New psychological research suggests a significant sex effect for the colour red. This colour might be unique in rendering young women more sexually attractive to men.
The latest study, conducted by two psychologists, Sascha Schwarz and Marie Singer from the Technische Universität Dortmund, and the Bergische Universität Wuppertal, Germany, was partly inspired by previous work which found, for example, that when a woman wore a red T-shirt, men chose to sit closer to her, than a woman wearing blue. Another previous study found women wearing red in a bar were more approached by men.
The latest investigation has recently been published in the Journal of Experimental Social Psychology and the authors focused on the impact of the color red, because this tint appears to have been connected to sexuality for thousands of years.

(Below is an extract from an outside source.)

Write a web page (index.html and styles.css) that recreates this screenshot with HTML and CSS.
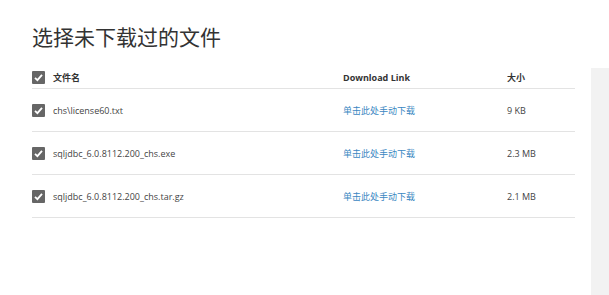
FILE: index.html
```html
<!DOCTYPE html>
<html lang="zh">
<head>
<meta charset="utf-8">
<link rel="stylesheet" href="styles.css">
</head>
<body>
<div class="page">
  <main class="main">
    <h1 class="title">选择未下载过的文件</h1>
    <div class="table">
      <div class="row head">
        <div class="cell name"><span class="cb"><svg viewBox="0 0 13 13"><path d="M3 6.8 L5.4 9.2 L10 3.8" /></svg></span><span>文件名</span></div>
        <div class="cell">Download Link</div>
        <div class="cell">大小</div>
      </div>
      <div class="row">
        <div class="cell name"><span class="cb"><svg viewBox="0 0 13 13"><path d="M3 6.8 L5.4 9.2 L10 3.8" /></svg></span><span>chs\license60.txt</span></div>
        <div class="cell"><a class="link" href="#">单击此处手动下载</a></div>
        <div class="cell">9 KB</div>
      </div>
      <div class="row">
        <div class="cell name"><span class="cb"><svg viewBox="0 0 13 13"><path d="M3 6.8 L5.4 9.2 L10 3.8" /></svg></span><span>sqljdbc_6.0.8112.200_chs.exe</span></div>
        <div class="cell"><a class="link" href="#">单击此处手动下载</a></div>
        <div class="cell">2.3 MB</div>
      </div>
      <div class="row">
        <div class="cell name"><span class="cb"><svg viewBox="0 0 13 13"><path d="M3 6.8 L5.4 9.2 L10 3.8" /></svg></span><span>sqljdbc_6.0.8112.200_chs.tar.gz</span></div>
        <div class="cell"><a class="link" href="#">单击此处手动下载</a></div>
        <div class="cell">2.1 MB</div>
      </div>
    </div>
  </main>
  <aside class="side"></aside>
</div>
</body>
</html>
```
FILE: styles.css
```css
html, body {
  margin: 0;
  padding: 0;
  background: #fff;
}
body {
  font-family: "Open Sans", "Noto Sans CJK SC", sans-serif;
  color: #444;
}
.page {
  display: flex;
  width: 609px;
  height: 295px;
  overflow: hidden;
}
.main {
  width: 543px;
  padding-left: 32px;
  padding-right: 16px;
}
.title {
  margin: 24px 0 0 0;
  font-family: "Noto Sans CJK SC", sans-serif;
  font-weight: 400;
  font-size: 21px;
  line-height: 24px;
  color: #333;
}
.table {
  margin-top: 18px;
}
.row {
  display: grid;
  grid-template-columns: 311px 164px 1fr;
  align-items: center;
  height: 42px;
  border-bottom: 1px solid #e3e3e3;
  font-size: 9px;
}
.row.head {
  height: 22px;
  font-weight: 700;
  color: #333;
}
.cell {
  display: flex;
  align-items: center;
}
.name {
  gap: 8px;
}
.cb {
  width: 13px;
  height: 13px;
  background: #666;
  border-radius: 1px;
  display: block;
  flex: none;
}
.cb svg {
  width: 13px;
  height: 13px;
  display: block;
  fill: none;
  stroke: #fff;
  stroke-width: 1.8;
}
.link {
  color: #3b87c2;
  text-decoration: none;
}
.side {
  margin-top: 68px;
  width: 18px;
  flex: none;
  background: #f2f2f2;
}
```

Archaeological records from Africa apparently reveal that women extensively used red ochre and other red pigments for cosmetic purposes, and as a symbol of their fertility. Even today in parts of Africa women still display red ochre during wedding rituals.
The study entitled, 'Romantic red revisited: Red enhances men's attraction to young, but not menopausal women', contends that even today, red is rated as a very positive colour, because it is associated with love, passion, and warmth.
The study chose to investigate the reaction of men to younger and older women, because it was deciding between two main theories as to why men appear more attracted to women if they wear red.
The ﬁrst theory is that there is a cultural connection between red with romance—for example—red is paired with hearts on Valentine's Day to symbolize romantic affection. There is also an association with sex—in many societies, red signals sexual availability in "red-light" districts.
The second theory is that men are attracted to women wearing red because of our biology, not because of culture. In some female primates, increased sex hormone levels just prior to ovulation, when the female is most likely to conceive should she have intercourse, leads to increased blood ﬂow to the periphery of the body, thereby causing the skin at the genitals and face to become redder.
Male primates appear to become sexually attracted to these outer markers that ovulation is occurring inside females, and so, should mating occur, males have a better chance of passing on their genes to future generations.